Brentmoor is a two-story Italianate style house, three bays wide. The west side of the house has an "English basement"-with earth to just below window sill height. The central bay is given emphasis by a 2 inch deep projection below a cross gable. This center bay frames the entry door with sidelights, and the second floor has a tri-part window on center, each window part is round-headed. The 2 inch projection is repeated at, and around the corners giving a suggestion of pilasters. A single story porch extends across the front supported by coupled, bracketed columns. The center-hall (N-S) plan features a single room to either side of the hall with 12 foot ceilings; each room has a fireplace backing against the center hall.

Beyond the center hall, through an arched opening, there is a cross-hall (E-W) with the single stairway rising from west to east. Each end of the cross-hall has a door with sidelights. The east end is a grade level entry with small roof; the west end door leads to a porch, 6.5 feet above grade. Below this porch earth is retained -mirroring porch outlines- allowing a basement door with sidelights. This west basement door leads to a depressed terrace with stairs up to the lawn.

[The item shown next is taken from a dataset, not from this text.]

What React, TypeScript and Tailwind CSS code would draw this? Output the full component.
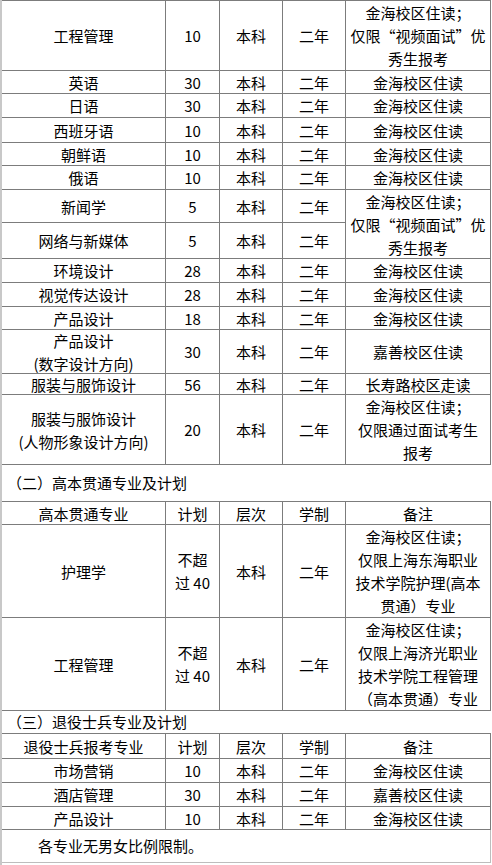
import React from "react";

const font = { fontFamily: '"Noto Sans CJK SC", "Noto Sans", sans-serif' };

type CellProps = { children?: React.ReactNode; className?: string };

function Cell({ children, className = "" }: CellProps) {
  return (
    <div
      className={
        "flex items-center justify-center text-center border-r border-b border-[#7c7c7c] whitespace-nowrap leading-[23px] " +
        className
      }
    >
      <div>{children}</div>
    </div>
  );
}

function Row({
  a,
  b,
  c = "本科",
  d = "二年",
  e,
  aClass = "",
  bClass = "",
}: {
  a: React.ReactNode;
  b: React.ReactNode;
  c?: React.ReactNode;
  d?: React.ReactNode;
  e?: React.ReactNode;
  aClass?: string;
  bClass?: string;
}) {
  return (
    <>
      <Cell className={aClass}>{a}</Cell>
      <Cell className={bClass}>{b}</Cell>
      <Cell>{c}</Cell>
      <Cell>{d}</Cell>
      {e !== undefined && <Cell>{e}</Cell>}
    </>
  );
}

export default function App() {
  return (
    <div
      className="w-[492px] h-[865px] bg-white text-black text-[15px] border-l-2 border-[#c8c8c8] overflow-hidden"
      style={font}
    >
      {/* Table 1 */}
      <div className="grid w-[489px] grid-cols-[164px_54px_63px_63px_145px] grid-rows-[70px_23px_24px_25px_23px_24px_33px_36px_24px_24px_23px_44px_21px_70px] border-t border-[#7c7c7c]">
        <Row
          a="工程管理"
          b="10"
          e={
            <>
              金海校区住读；
              <br />
              仅限“视频面试”优
              <br />
              秀生报考
            </>
          }
        />
        <Row a="英语" b="30" e="金海校区住读" />
        <Row a="日语" b="30" e="金海校区住读" />
        <Row a="西班牙语" b="10" e="金海校区住读" />
        <Row a="朝鲜语" b="10" e="金海校区住读" />
        <Row a="俄语" b="10" e="金海校区住读" />
        <Cell>新闻学</Cell>
        <Cell>5</Cell>
        <Cell>本科</Cell>
        <Cell>二年</Cell>
        <Cell className="row-span-2">
          金海校区住读；
          <br />
          仅限“视频面试”优
          <br />
          秀生报考
        </Cell>
        <Row a="网络与新媒体" b="5" />
        <Row a="环境设计" b="28" e="金海校区住读" />
        <Row a="视觉传达设计" b="28" e="金海校区住读" />
        <Row a="产品设计" b="18" e="金海校区住读" />
        <Row
          a={
            <>
              产品设计
              <br />
              (数字设计方向)
            </>
          }
          aClass="leading-[17px]"
          b="30"
          e="嘉善校区住读"
        />
        <Row a="服装与服饰设计" b="56" e="长寿路校区走读" />
        <Row
          a={
            <>
              服装与服饰设计
              <br />
              (人物形象设计方向)
            </>
          }
          aClass="leading-[16px]"
          b="20"
          e={
            <>
              金海校区住读；
              <br />
              仅限通过面试考生
              <br />
              报考
            </>
          }
        />
      </div>

      <div className="h-[36px] flex items-center pl-[5px] whitespace-nowrap">
        （二）高本贯通专业及计划
      </div>

      {/* Table 2 */}
      <div className="grid w-[489px] grid-cols-[164px_54px_63px_63px_145px] grid-rows-[23px_93px_93px] border-t border-[#7c7c7c]">
        <Row a="高本贯通专业" b="计划" c="层次" d="学制" e="备注" />
        <Row
          a="护理学"
          b={
            <>
              不超
              <br />
              过 40
            </>
          }
          e={
            <>
              金海校区住读；
              <br />
              仅限上海东海职业
              <br />
              技术学院护理(高本
              <br />
              贯通）专业
            </>
          }
        />
        <Row
          a="工程管理"
          b={
            <>
              不超
              <br />
              过 40
            </>
          }
          e={
            <>
              金海校区住读；
              <br />
              仅限上海济光职业
              <br />
              技术学院工程管理
              <br />
              （高本贯通）专业
            </>
          }
        />
      </div>

      <div className="h-[22px] flex items-center pl-[5px] whitespace-nowrap">
        （三）退役士兵专业及计划
      </div>

      {/* Table 3 */}
      <div className="grid w-[489px] grid-cols-[164px_54px_63px_63px_145px] grid-rows-[25px_24px_24px_23px_33px] border-t border-[#7c7c7c]">
        <Row a="退役士兵报考专业" b="计划" c="层次" d="学制" e="备注" />
        <Row a="市场营销" b="10" e="金海校区住读" />
        <Row a="酒店管理" b="30" e="嘉善校区住读" />
        <Row a="产品设计" b="10" e="金海校区住读" />
        <div className="col-span-5 flex items-center pl-[36px] border-r border-b border-[#bdbdbd] whitespace-nowrap">
          各专业无男女比例限制。
        </div>
      </div>
    </div>
  );
}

North of the cross-hall are two more rooms with back to back fireplaces. These rooms and cross-hall have 10' ceilings. North of the east rear room, there was once a kitchen wing (removed c. 2001) which allowed easy communication with the nearby summer kitchen. All walls-including interior divisions are solid brick masonry. The second floor of the house is a near duplication of the first floor. Brentmoor was one of the earliest houses in Warrenton to incorporate indoor plumbing.

The only outbuildings remaining include a brick two-story-with attic summer-kitchen (16' x 20') and a brick smokehouse (13'x 13') which surround a brick paved courtyard space between the two; all is to the north of the house.